Ken Watanabe isn’t incredibly imposing. He speaks in a contemplative hush, often relies on his female assistant to translate, laughs as frequently as he inhales, and likes to greet new friends with a hug. He is, quite simply, the least intimidating fellow in the world.
So it’s a wonder that when fans spot the slender, 6′ 1” Watanabe in Tokyo, they avoid him. ”The characters I play are very tough, strong men,” says the 44-year-old Japanese TV star, two days after braving The Last Samurai’s frigid Manhattan premiere sans overcoat. ”I’m like fire. People don’t come near me.”
Fortunately, Samurai director Edward Zwick (Glory) wasn’t one of them. Cast opposite Tom Cruise as towering warlord Katsumoto — the actor’s first American part — Watanabe added another fiery persona to his CV. But critics have been swooning as much over the way he anchors the movie with an eerily quiet, lyric intensity as they have over his samurai skills. ”If you don’t have Katsumoto,” Cruise explains, ”you don’t have a movie.” Zwick agrees. ”His willingness to be small and still and internal is an enormous gift,” says the director, who understands how Watanabe is drawing notices for trumping his 800-pound gorilla of a costar. ”I think nobody would be happier to hear that Ken steals this movie than Tom. They became very good friends.” (So much so, Cruise adds, that ”we would sing on set. We’d make up lines and verses while shooting the battle scenes. He’s fun.”)
Not bad for a native of the Japanese coastal town of Niigata who played trumpet in the high school band before switching to contemporary theater when he realized he had no musical ability. Just don’t look to Watanabe to brag. His name, he’s quick to divulge, isn’t short for Kenneth but rather is a common moniker that means modesty.
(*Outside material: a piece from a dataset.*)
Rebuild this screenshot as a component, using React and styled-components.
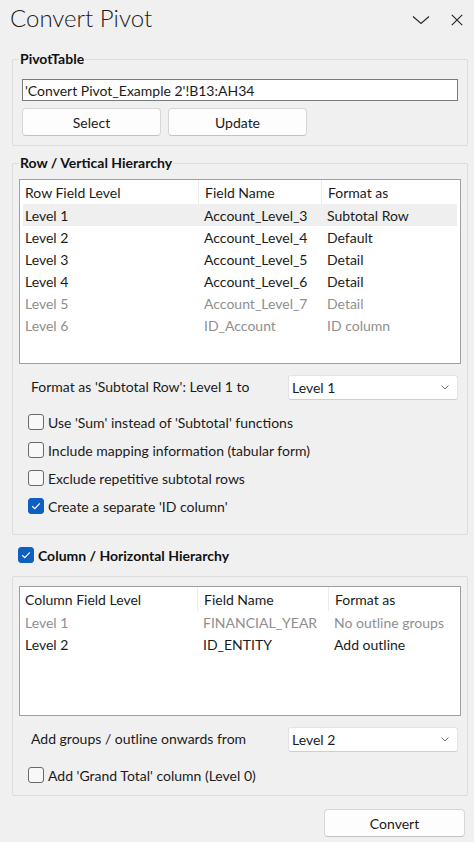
import React from "react";
import styled, { createGlobalStyle } from "styled-components";

const GlobalStyle = createGlobalStyle`
  html, body {
    margin: 0;
    padding: 0;
    background: #f0f0f0;
  }
  body {
    font-family: Lato, "Open Sans", sans-serif;
    font-size: 14px;
    color: #1b1b1b;
  }
`;

const Pane = styled.div`
  width: 474px;
  height: 842px;
  background: #f0f0f0;
  display: flex;
  flex-direction: column;
  box-sizing: border-box;
  overflow: hidden;
`;

const TitleBar = styled.div`
  height: 36px;
  display: flex;
  align-items: center;
  padding: 0 11px 0 10px;
`;

const Title = styled.h1`
  margin: 0;
  font-size: 24px;
  font-weight: 300;
  line-height: 36px;
  color: #1b1b1b;
  flex: 1;
`;

const TitleActions = styled.div`
  display: flex;
  align-items: center;
  gap: 21px;
  padding-top: 4px;
`;

const IconButton = styled.span`
  display: flex;
  align-items: center;
  justify-content: center;
  color: #2b2b2b;
`;

const Group = styled.fieldset`
  box-sizing: border-box;
  width: 456px;
  min-width: 0;
  margin: ${(p) => p.$mt || 0}px 0 0 12px;
  padding: ${(p) => p.$pt || 0}px 6px ${(p) => p.$pb || 0}px;
  border: 1px solid #dcdcdc;
  border-radius: 2px;
`;

const Legend = styled.legend`
  padding: 0 1px;
  font-weight: 700;
  line-height: 14px;
  color: #111;
`;

const SectionHeader = styled.div`
  height: 28px;
  margin: 6px 0 0 18px;
  display: flex;
  align-items: center;
  gap: 4px;
  font-weight: 700;
  color: #111;
`;

const TextInput = styled.input`
  box-sizing: border-box;
  display: block;
  width: 436px;
  height: 22px;
  margin: 0 3px;
  padding: 0 2px;
  border: 1px solid #7a7a7a;
  background: #fff;
  font: inherit;
  color: #1b1b1b;
  outline: none;
`;

const ButtonRow = styled.div`
  display: flex;
  gap: 7px;
  margin: 7px 3px 0;
`;

const Button = styled.button`
  box-sizing: border-box;
  width: ${(p) => p.$w || 139}px;
  height: 28px;
  padding: 0;
  background: #fdfdfd;
  border: 1px solid #d6d6d6;
  border-bottom-color: #c2c2c2;
  border-radius: 4px;
  font: inherit;
  color: #1b1b1b;
`;

const ListBox = styled.div`
  box-sizing: border-box;
  height: ${(p) => p.$h}px;
  border: 1px solid #a0a0a0;
  background: #fff;
  padding: 0 3px;
`;

const HeaderRow = styled.div`
  display: grid;
  grid-template-columns: ${(p) => p.$cols};
  height: 24px;
  align-items: center;
`;

const HeaderCell = styled.div`
  height: 100%;
  display: flex;
  align-items: center;
  padding-left: 6px;
  border-left: 1px solid #ececec;
  &:first-child {
    padding-left: 2px;
    border-left: none;
  }
`;

const Row = styled.div`
  display: grid;
  grid-template-columns: ${(p) => p.$cols};
  height: 22px;
  align-items: center;
  background: ${(p) => (p.$selected ? "#efefef" : "transparent")};
  color: ${(p) => (p.$muted ? "#8f8f8f" : "#1b1b1b")};
`;

const Cell = styled.div`
  padding-left: 6px;
  white-space: nowrap;
  &:first-child {
    padding-left: 2px;
  }
`;

const OptionRow = styled.div`
  display: flex;
  align-items: center;
  height: 24px;
  margin: 11px 3px 0 12px;
`;

const OptionLabel = styled.span`
  flex: 1;
  margin-top: -1px;
`;

const Dropdown = styled.div`
  box-sizing: border-box;
  width: 170px;
  height: 25px;
  display: flex;
  align-items: center;
  justify-content: space-between;
  padding: 0 8px 0 3px;
  background: #fff;
  border: 1px solid #e3e3e3;
  border-bottom-color: #cfcfcf;
  border-radius: 3px;
`;

const CheckList = styled.div`
  margin: ${(p) => p.$mt || 9}px 0 0 9px;
`;

const CheckRow = styled.label`
  display: flex;
  align-items: center;
  gap: 4px;
  height: 28px;
`;

const Box = styled.span`
  box-sizing: border-box;
  width: 16px;
  height: 16px;
  border-radius: 3px;
  flex-shrink: 0;
  display: flex;
  align-items: center;
  justify-content: center;
  background: ${(p) => (p.$checked ? "#0f5fc1" : "#f8f8f8")};
  border: 1px solid ${(p) => (p.$checked ? "#0f5fc1" : "#6a6a6a")};
`;

const Footer = styled.div`
  display: flex;
  justify-content: flex-end;
  padding: 13px 9px 0 0;
`;

const Chevron = () => (
  <svg width="18" height="10" viewBox="0 0 18 10">
    <path d="M1 1.5 L9 8.5 L17 1.5" fill="none" stroke="currentColor" strokeWidth="1.2" />
  </svg>
);

const Close = () => (
  <svg width="12" height="12" viewBox="0 0 12 12">
    <path d="M0.8 0.8 L11.2 11.2 M11.2 0.8 L0.8 11.2" fill="none" stroke="currentColor" strokeWidth="1.2" />
  </svg>
);

const SmallChevron = () => (
  <svg width="8" height="5" viewBox="0 0 8 5">
    <path d="M0.5 0.5 L4 4 L7.5 0.5" fill="none" stroke="#6f6f6f" strokeWidth="1" />
  </svg>
);

const Check = ({ checked }) => (
  <Box $checked={checked}>
    {checked && (
      <svg width="10" height="8" viewBox="0 0 10 8">
        <path d="M1.2 4.2 L3.8 6.6 L8.8 1.4" fill="none" stroke="#fff" strokeWidth="1.2" />
      </svg>
    )}
  </Box>
);

const CheckOption = ({ checked, children }) => (
  <CheckRow>
    <Check checked={checked} />
    <span>{children}</span>
  </CheckRow>
);

const rowCols = "175px 123px 1fr";
const colCols = "174px 131px 1fr";

const rowLevels = [
  ["Level 1", "Account_Level_3", "Subtotal Row", false],
  ["Level 2", "Account_Level_4", "Default", false],
  ["Level 3", "Account_Level_5", "Detail", false],
  ["Level 4", "Account_Level_6", "Detail", false],
  ["Level 5", "Account_Level_7", "Detail", true],
  ["Level 6", "ID_Account", "ID column", true],
];

const colLevels = [
  ["Level 1", "FINANCIAL_YEAR", "No outline groups", true],
  ["Level 2", "ID_ENTITY", "Add outline", false],
];

const LevelList = ({ cols, height, first, rows, selected }) => (
  <ListBox $h={height}>
    <HeaderRow $cols={cols}>
      <HeaderCell>{first}</HeaderCell>
      <HeaderCell>Field Name</HeaderCell>
      <HeaderCell>Format as</HeaderCell>
    </HeaderRow>
    {rows.map(([level, field, format, muted], i) => (
      <Row key={level} $cols={cols} $muted={muted} $selected={i === selected}>
        <Cell>{level}</Cell>
        <Cell>{field}</Cell>
        <Cell>{format}</Cell>
      </Row>
    ))}
  </ListBox>
);

export default function App() {
  return (
    <>
      <GlobalStyle />
      <Pane>
        <TitleBar>
          <Title>Convert Pivot</Title>
          <TitleActions>
            <IconButton><Chevron /></IconButton>
            <IconButton><Close /></IconButton>
          </TitleActions>
        </TitleBar>

        <Group $mt={16} $pt={13} $pb={9}>
          <Legend>PivotTable</Legend>
          <TextInput defaultValue="'Convert Pivot_Example 2'!B13:AH34" readOnly />
          <ButtonRow>
            <Button>Select</Button>
            <Button>Update</Button>
          </ButtonRow>
        </Group>

        <Group $mt={10} $pt={9} $pb={14}>
          <Legend>Row / Vertical Hierarchy</Legend>
          <LevelList cols={rowCols} height={185} first="Row Field Level" rows={rowLevels} selected={0} />
          <OptionRow>
            <OptionLabel>Format as 'Subtotal Row': Level 1 to</OptionLabel>
            <Dropdown>
              <span>Level 1</span>
              <SmallChevron />
            </Dropdown>
          </OptionRow>
          <CheckList>
            <CheckOption>Use 'Sum' instead of 'Subtotal' functions</CheckOption>
            <CheckOption>Include mapping information (tabular form)</CheckOption>
            <CheckOption>Exclude repetitive subtotal rows</CheckOption>
            <CheckOption checked>Create a separate 'ID column'</CheckOption>
          </CheckList>
        </Group>

        <SectionHeader>
          <Check checked />
          <span>Column / Horizontal Hierarchy</span>
        </SectionHeader>

        <Group $mt={7} $pt={9} $pb={6}>
          <LevelList cols={colCols} height={130} first="Column Field Level" rows={colLevels} />
          <OptionRow>
            <OptionLabel>Add groups / outline onwards from</OptionLabel>
            <Dropdown>
              <span>Level 2</span>
              <SmallChevron />
            </Dropdown>
          </OptionRow>
          <CheckList $mt={10}>
            <CheckOption>Add 'Grand Total' column (Level 0)</CheckOption>
          </CheckList>
        </Group>

        <Footer>
          <Button $w={141}>Convert</Button>
        </Footer>
      </Pane>
    </>
  );
}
It’s no surprise then that Bushido, the traditional honor code personified by Katsumoto, comes naturally to the actor. ”It’s very simple,” he says. ”Honor, honesty, modesty, all of which we can use in daily life.” (Privacy, too: The marriage question gets a curt no comment.) They’re also qualities that led Zwick to hire him: ”He brought this extraordinary sense of having thought about life and death in a very particular way.”
And thus it was that Samurai forced Watanabe to draw on his own scary past. In 1989, he was fresh off breakouts in features (as a truck driver in Tampopo) and TV (as a feudal lord in the popular Japanese drama Masamune the One-Eyed Dragon) when he was diagnosed with leukemia. Though he glosses over it, the star laments that film offers dwindled as a result of his illness, basically confining him to TV in the ’90s. ”I couldn’t finish the film I was working on,” he says of the 1991 Japanese period epic Heaven and Earth. ”And after that many people had an idea that I couldn’t do movies — that they were too demanding.”
Ask him if he’s healthy today, however, and he smacks you on the knee, guffawing ”You saw the movie!” Sure enough, to fill out Katsumoto’s billowing robes and massive armor, Watanabe bulked up, honing his horseback and swordplay prowess and leaving stunt doubles twiddling their thumbs. Aided by speech coaches, he also sharpened a virtually nonexistent command of English until he became a de facto technical adviser.